President Donald Trump on Tuesday will commemorate the 17th anniversary of the Sept. 11 attacks by attending a ceremony in Shanksville, Pennsylvania, the site of the United 93 crash. 

He kicked off his morning, as he often does, on Twitter, posting about the anniversary between missives about Fox News and Fox Business segments.

The president also praised Rudy Giuliani, then New York mayor. Giuliani is now Trump’s attorney, representing him in the special counsel investigation into whether the Trump campaign colluded with Russia and whether the president obstructed justice.

While Trump made measured remarks at a Pentagon ceremony on last year’s anniversary, he has a history of making insensitive and false comments about Sept. 11.

The 2001 terrorist attacks were the subject of one of Trump’s most egregious lies during his presidential campaign. In November 2015, he claimed, without evidence, that “thousands and thousands” of Muslims in New Jersey had celebrated the news of the attacks.

“I watched when the World Trade Center came tumbling down. And I watched in Jersey City, New Jersey, where thousands and thousands of people were cheering as that building was coming down,” Trump said at a campaign rally. “Thousands of people were cheering.”

The following day, Trump reiterated his lie, claiming that the supposed celebration “was well covered at the time.”

“There were people that were cheering on the other side of New Jersey, where you have large Arab populations. They were cheering as the World Trade Center came down,” Trump said on ABC’s “This Week.”

The lie, which has been roundly debunked, appeared to originate from an article published a few days after the attacks, reporting that law enforcement officials had investigated “a number of people who were allegedly seen celebrating the attacks and holding tailgate-style parties on rooftops while they watched the devastation on the other side of the river.”

But Trump, as he frequently does, exaggerated the allegation in the story ― an allegation that was never substantiated. 

Following the rally in which he first peddled the lie, Trump mocked one of the journalists who wrote the original story, veteran New York Times reporter Serge Kovaleski, after Kovaleski himself affirmed that the story did not back up Trump’s lie.

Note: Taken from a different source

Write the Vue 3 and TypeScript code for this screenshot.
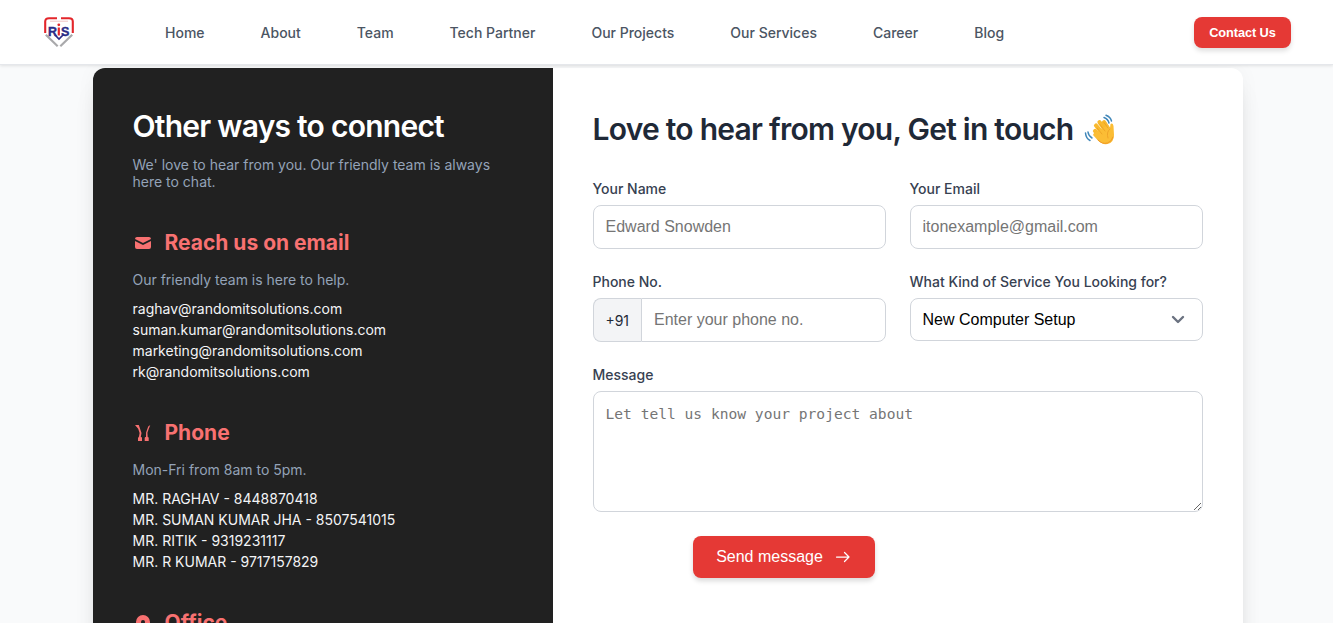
<script setup lang="ts">
import { ref } from 'vue'

const links: string[] = ['Home', 'About', 'Team', 'Tech Partner', 'Our Projects', 'Our Services', 'Career', 'Blog']
const emails: string[] = [
  'raghav@randomitsolutions.com',
  'suman.kumar@randomitsolutions.com',
  'marketing@randomitsolutions.com',
  'rk@randomitsolutions.com',
]
const phones: string[] = [
  'MR. RAGHAV - 8448870418',
  'MR. SUMAN KUMAR JHA - 8507541015',
  'MR. RITIK - 9319231117',
  'MR. R KUMAR - 9717157829',
]
const service = ref('New Computer Setup')
</script>

<template>
  <div class="page">
    <header class="bar">
      <svg class="logo" width="32" height="32" viewBox="0 0 32 32" fill="none">
        <path d="M2.2 17V5.5Q2.2 2.2 6 2.2H14M18 2.2H26Q29.8 2.2 29.8 5.5V17" stroke="#e3262b" stroke-width="2.1" />
        <path d="M2.8 18.8L14.7 30.3M29.2 18.8L17.3 30.3" stroke="#a9a9ab" stroke-width="2.2" />
        <path d="M7 5.2H25" stroke="#edb5b5" stroke-width=".8" />
        <text x="5" y="19.5" class="mark">R</text>
        <path d="M15.8 11.5V19.5" stroke="#e3262b" stroke-width="2.2" />
        <circle cx="15.8" cy="8.8" r="1.4" fill="#e3262b" />
        <text x="18" y="19.5" class="mark">S</text>
        <path d="M12 19L16 23L20 19" stroke="#292b86" stroke-width="1.7" />
      </svg>
      <nav class="nav">
        <a v-for="link in links" :key="link">{{ link }}</a>
      </nav>
      <button class="contact" type="button">Contact Us</button>
    </header>

    <main class="card">
      <aside class="side">
        <h2>Other ways to connect</h2>
        <p class="intro">We' love to hear from you. Our friendly team is always here to chat.</p>
        <section>
          <h3>
            <svg width="20" height="20" viewBox="0 0 20 20" fill="currentColor">
              <path d="M2.003 5.884L10 9.882l7.997-3.998A2 2 0 0016 4H4a2 2 0 00-1.997 1.884z" />
              <path d="M18 8.118l-8 4-8-4V14a2 2 0 002 2h12a2 2 0 002-2V8.118z" />
            </svg>
            Reach us on email
          </h3>
          <p class="note">Our friendly team is here to help.</p>
          <ul><li v-for="mail in emails" :key="mail">{{ mail }}</li></ul>
        </section>
        <section>
          <h3>
            <svg width="20" height="20" viewBox="0 0 20 20" fill="currentColor">
              <path d="M2 2h3.8l1 3 1.7 5-.7 4H8a1 1 0 011 1v3H5v-3l1-1.6.6-3.4-1.4-4.3z" />
              <path d="M17.3 2l-1.6 4-1.3 3.8.3 4.2a1 1 0 011 1v3h-4v-3a1 1 0 011-1h.3l.1-4.5L15.2 3.6z" />
            </svg>
            Phone
          </h3>
          <p class="note">Mon-Fri from 8am to 5pm.</p>
          <ul><li v-for="phone in phones" :key="phone">{{ phone }}</li></ul>
        </section>
        <section>
          <h3>
            <svg width="20" height="20" viewBox="0 0 20 20" fill="currentColor">
              <path fill-rule="evenodd" d="M5.05 4.05a7 7 0 119.9 9.9L10 18.9l-4.95-4.95a7 7 0 010-9.9zM10 11a2 2 0 100-4 2 2 0 000 4z" />
            </svg>
            Office
          </h3>
        </section>
      </aside>

      <form class="form" @submit.prevent>
        <h1>
          <span>Love to hear from you, Get in touch</span>
          <svg class="wave" width="32" height="32" viewBox="0 0 32 32" fill="none" stroke-linecap="round">
            <g stroke="#4087b9" stroke-width="1.5">
              <path d="M20 4.5Q24 6 25 10M22 2.3Q26.5 4 27.5 8M4 19Q4.5 23 8 25M1.5 20Q2 25.5 6 27.5" />
            </g>
            <g stroke="#f9b92e" stroke-width="4.2">
              <path d="M11 18L17 25M12 12.5L19 21M15.5 9.2L22 18M20 9.2L25 17" />
            </g>
            <path d="M10 20L24 12L26 15L26.5 11Q28.8 9.5 29.5 13L30 22Q30 29.5 23.5 31Q18 32 13.5 27L9 22Z" fill="#fbbd35" />
            <path d="M13 15L18 21M16 11.5L21 18M20 9.5L24 15" stroke="#e99b20" stroke-width=".7" />
            <path d="M26 16Q22 19 24 25" stroke="#eda027" stroke-width=".9" />
            <path d="M14 27Q18 31.5 23.5 30Q28 28.5 29 24" stroke="#ee9927" stroke-width="1" />
          </svg>
        </h1>
        <div class="grid">
          <label class="field">
            <span>Your Name</span>
            <input type="text" placeholder="Edward Snowden" />
          </label>
          <label class="field">
            <span>Your Email</span>
            <input type="email" placeholder="itonexample@gmail.com" />
          </label>
          <label class="field">
            <span>Phone No.</span>
            <div class="phone">
              <b>+91</b>
              <input type="tel" placeholder="Enter your phone no." />
            </div>
          </label>
          <label class="field">
            <span>What Kind of Service You Looking for?</span>
            <div class="select">
              <select v-model="service"><option>New Computer Setup</option></select>
              <svg width="24" height="24" viewBox="0 0 24 24" fill="none" stroke="#6b7280" stroke-width="2.4" stroke-linecap="round" stroke-linejoin="round">
                <path d="M7 10l5 5 5-5" />
              </svg>
            </div>
          </label>
          <label class="field wide">
            <span>Message</span>
            <textarea placeholder="Let tell us know your project about"></textarea>
          </label>
        </div>
        <button class="send" type="submit">
          Send message
          <svg width="16" height="16" viewBox="0 0 16 16" fill="none" stroke="currentColor" stroke-width="1.25" stroke-linecap="round" stroke-linejoin="round">
            <path d="M1.5 8H14M9.5 3.5L14 8L9.5 12.5" />
          </svg>
        </button>
      </form>
    </main>
  </div>
</template>

<style>
html, body { overflow: hidden; }
</style>

<style scoped>
* { box-sizing: border-box; margin: 0; padding: 0; }
.page { height: 623px; overflow: hidden; background: #f9fafb; font-family: Inter, sans-serif; color: #1f2937; }
.bar { position: relative; height: 65px; background: #fff; border-bottom: 1px solid #e5e7eb; box-shadow: 0 1px 3px rgba(0,0,0,.1); display: flex; align-items: center; padding: 0 42px 0 43px; }
.logo { flex: none; margin-top: -1px; }
.mark { font: 700 12.5px "Liberation Sans", sans-serif; fill: #292b86; stroke: #292b86; stroke-width: .4; }
.nav { display: flex; gap: 56px; margin-left: 90px; font-size: 14px; font-weight: 500; line-height: 20px; color: #4b5563; white-space: nowrap; margin-top: 2px; }
.contact { margin-left: auto; width: 97px; height: 31px; border: 0; border-radius: 8px; background: #e53935; color: #fff; font: 700 12.8px "Liberation Sans", sans-serif; letter-spacing: -.1px; box-shadow: 0 3px 5px rgba(0,0,0,.13); white-space: nowrap; }
.card { width: 1150px; height: 700px; margin: 3px 0 0 92.5px; display: flex; background: #fff; border-radius: 12px; overflow: hidden; box-shadow: 0 20px 25px -5px rgba(0,0,0,.1), 0 8px 10px -6px rgba(0,0,0,.1), 0 0 20px rgba(0,0,0,.04); }
.side { width: 460px; flex: none; padding: 40px; background: #212121; color: #f3f4f6; }
h2 { font-size: 30px; line-height: 36px; font-weight: 600; color: #fff; letter-spacing: -.75px; white-space: nowrap; }
.intro { margin-top: 12px; font-size: 14px; line-height: 17px; color: #94a3b8; }
section { margin-top: 34px; }
.intro + section { margin-top: 36px; }
h3 { display: flex; align-items: center; gap: 12px; font-size: 21px; line-height: 34px; font-weight: 700; color: #f87171; }
.note { margin-top: 10px; font-size: 14px; line-height: 20px; color: #94a3b8; }
ul { margin-top: 8px; list-style: none; font-size: 14px; font-weight: 400; line-height: 21px; white-space: nowrap; }
.form { flex: 1; padding: 43px 40px 40px; }
h1 { display: flex; align-items: center; gap: 11px; font-size: 30px; line-height: 36px; font-weight: 600; letter-spacing: -.75px; white-space: nowrap; }
.grid { margin-top: 32px; display: grid; grid-template-columns: 293px 293px; gap: 23px 24px; }
.field > span { display: block; font-size: 14px; line-height: 20px; font-weight: 500; color: #374151; margin-bottom: 6px; white-space: nowrap; }
.field { display: block; }
.wide { grid-column: 1 / 3; }
input, select { display: block; width: 100%; height: 44px; padding: 0 12px; border: 1px solid #d1d5db; border-radius: 8px; background: #fff; font: 16px "Liberation Sans", sans-serif; outline: 0; }
input::placeholder, textarea::placeholder { color: #757575; opacity: 1; }
.phone { display: flex; height: 44px; }
.phone b { width: 48.5px; flex: none; border: 1px solid #d1d5db; border-right: 0; border-radius: 8px 0 0 8px; background: #f3f4f6; font-size: 14px; font-weight: 400; text-align: center; line-height: 44px; }
.phone input { border-radius: 0 8px 8px 0; flex: 1; min-width: 0; }
.select { position: relative; }
select { height: 43px; appearance: none; color: #000; }
.select svg { position: absolute; right: 13px; top: 9px; }
textarea { display: block; width: 610px; height: 121px; padding: 12px; border: 1px solid #d1d5db; border-radius: 8px; font: 14.6px/20px "DejaVu Sans Mono", monospace; resize: vertical; outline: 0; }
.send { display: flex; align-items: center; justify-content: center; gap: 12px; margin: 24px 0 0 100px; width: 182px; height: 42px; border: 0; border-radius: 8px; background: #e53935; color: #fff; font: 16px "Liberation Sans", sans-serif; box-shadow: 0 3px 5px rgba(0,0,0,.15); white-space: nowrap; }
</style>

“I certainly do not remember anyone saying that thousands or even hundreds of people were celebrating,” Kovaleski said.

In response, Trump performed a disgusting imitation of Kovaleski, who has arthrogryposis, a congenital joint condition.

On the actual day of the attacks, Trump, a New York real estate mogul, tastelessly bragged about his downtown Manhattan building, 40 Wall Street.

Calling in to a New York TV news broadcast, as the station aired footage of the World Trade Center towers collapsing, Trump claimed that his property would now become the tallest building in the area.

“40 Wall Street actually was the second-tallest building in downtown Manhattan, and it was actually, before the World Trade Center, was the tallest — and then, when they built the World Trade Center, it became known as the second-tallest,” he said. “And now it’s the tallest.”

Trump has frequently referred to the attacks on Twitter, his favorite medium of communication.

In 2011, he claimed that he’d foreseen the attacks.

And on the anniversary of the attacks in 2013, he tweeted his “best wishes to all, even the haters and losers, on this special date.”